All endpoints may return error responses in the following format:

Response: 500 Internal Server Error

{
  "status": "error",
  "message": "Failed to execute request",
  "uri": "/api/endpoint",
  "errorMessage": "Error details"
}

Response: 400 Bad Request

{
  "status": "error",
  "message": "Unable to fetch resource for request",
  "details": "Invalid request parameters"
}

Request/Response Models

PlanRunRequest

{
  "id": "string",
  "plan": {
    "name": "string",
    "description": "string"
  },
  "tasks": [
    {
      "name": "string",
      "dataSourceName": "string",
      "enabled": true
    }
  ],
  "validation": [],
  "configuration": {
    "flag": {},
    "folder": {},
    "metadata": {},
    "generation": {},
    "validation": {},
    "alert": {}
  }
}

Connection

{
  "name": "string",
  "type": "string",
  "groupType": "string",
  "options": {
    "key": "value"
  }
}

Sample Generation Response

{
  "success": true,
  "executionId": "string",
  "schema": {
    "fields": [
      {
        "name": "string",
        "type": "string",
        "nullable": true,
        "fields": []
      }
    ]
  },
  "sampleData": [
    {
      "field1": "value1",
      "field2": "value2"
    }
  ],
  "metadata": {
    "sampleSize": 10,
    "actualRecords": 10,
    "generatedInMs": 100,
    "fastModeEnabled": true
  },
  "error": {
    "code": "string",
    "message": "string",
    "details": "string"
  }
}

Quick Start

Each endpoint above includes copy-paste ready examples for both curl and wget.
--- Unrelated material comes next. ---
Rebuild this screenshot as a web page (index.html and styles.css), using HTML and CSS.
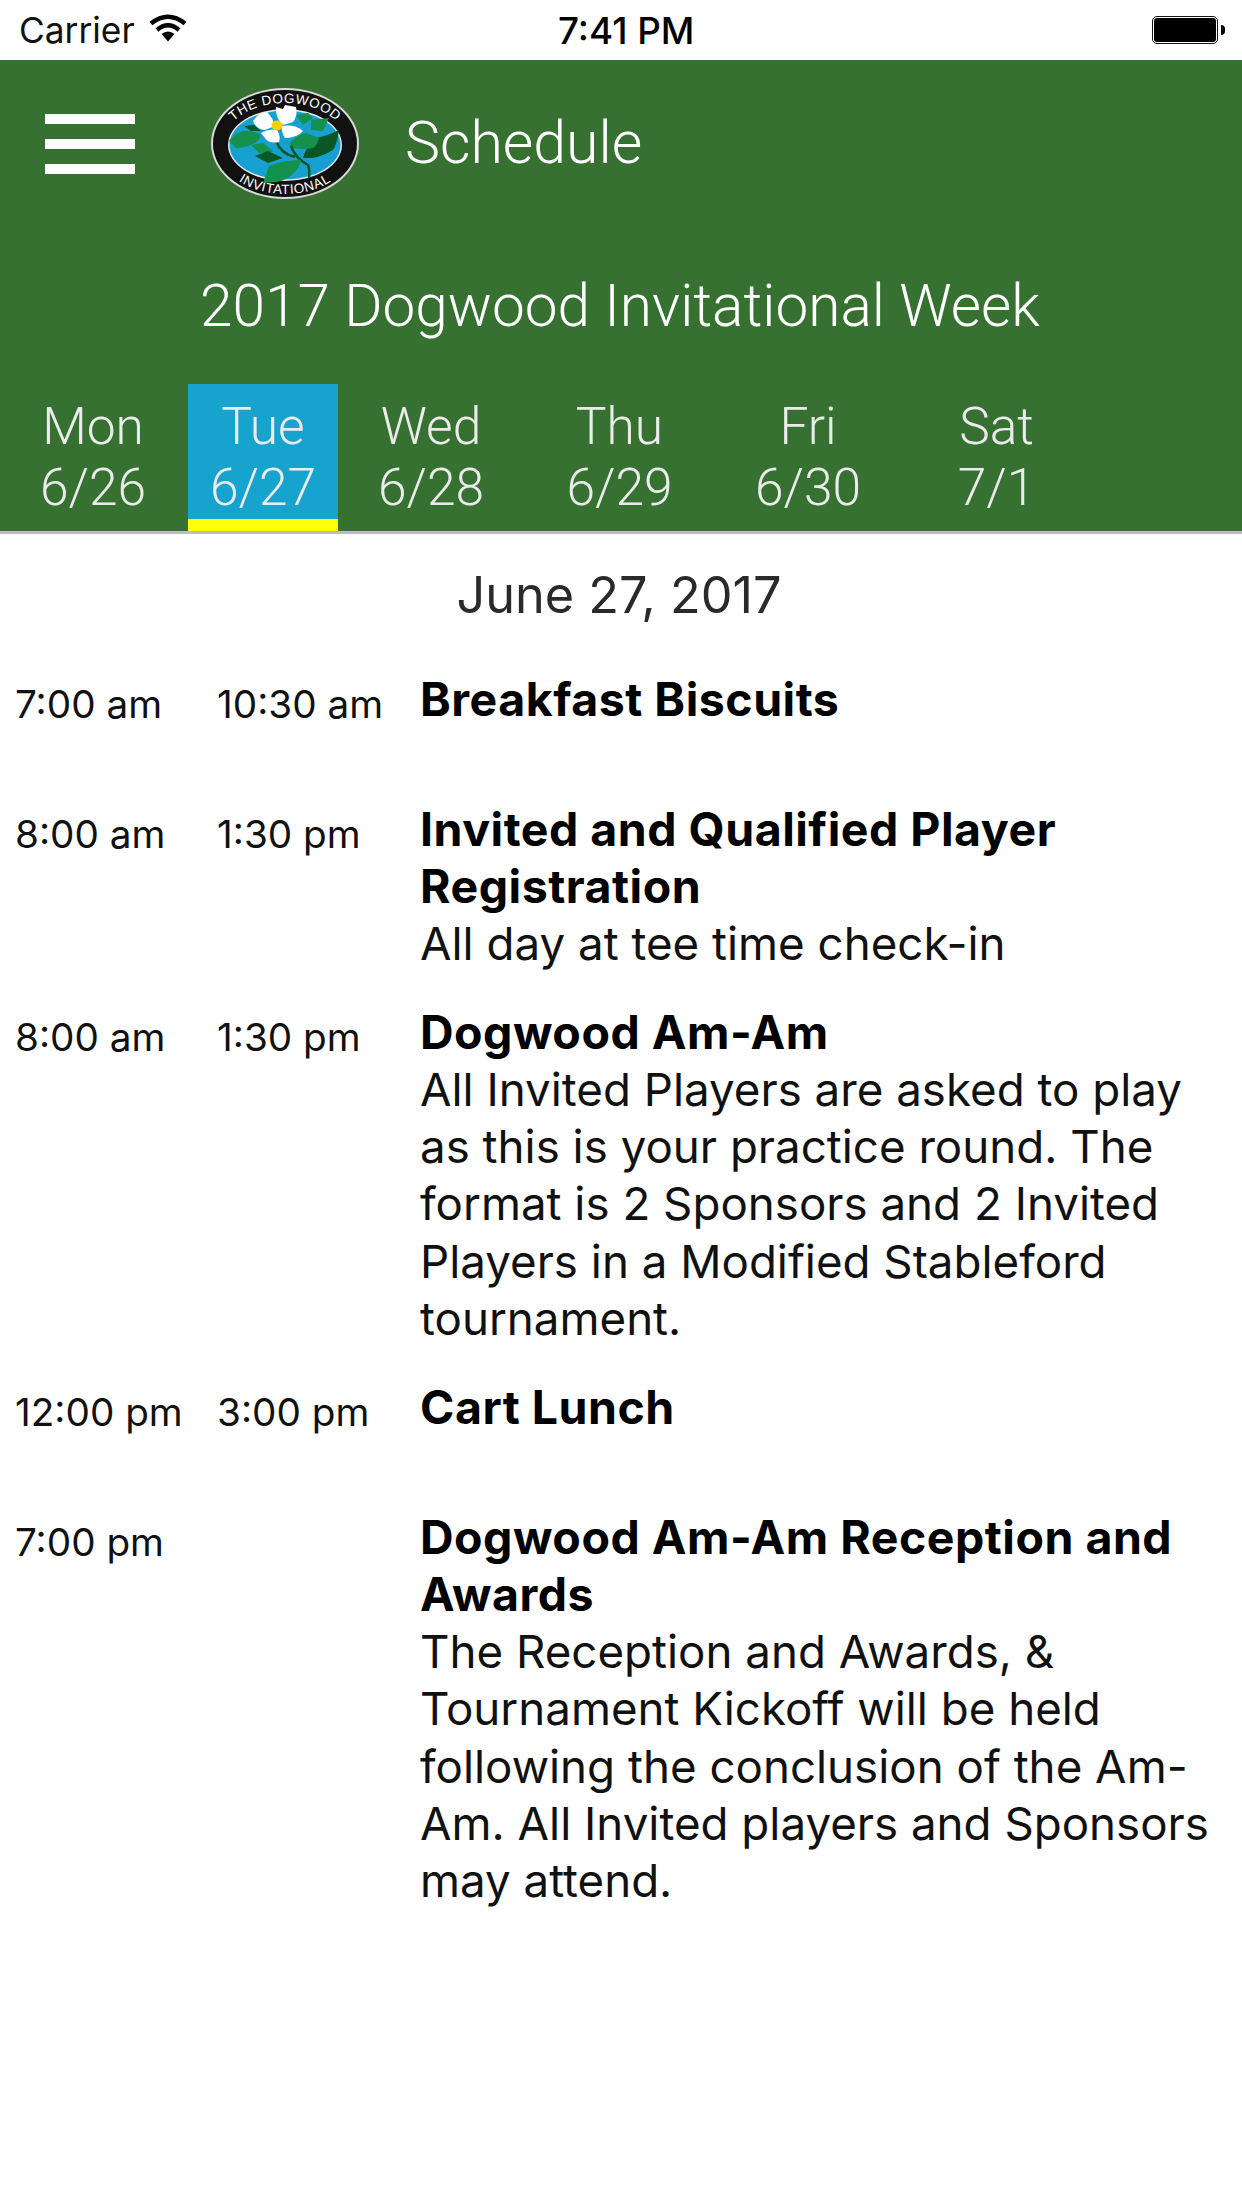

Choose your preferred tool using the tabs in each endpoint section.

Common Usage Patterns:

  • Plan Management: Use /run to execute plans, /plan to save/retrieve configurations
  • Connection Setup: Use /connection to manage data source connections
  • Sample Generation: Use /sample/tasks/{taskName}, /sample/steps/{stepName}, or /sample/schema for quick data previews
  • Monitoring: Use /run/history and /run/status/{id} to track execution progress
  • Reports: Use /report/{runId}/{resource} to access generated reports

This API provides comprehensive access to Data Caterer's functionality, allowing you to integrate data generation capabilities into your applications and workflows.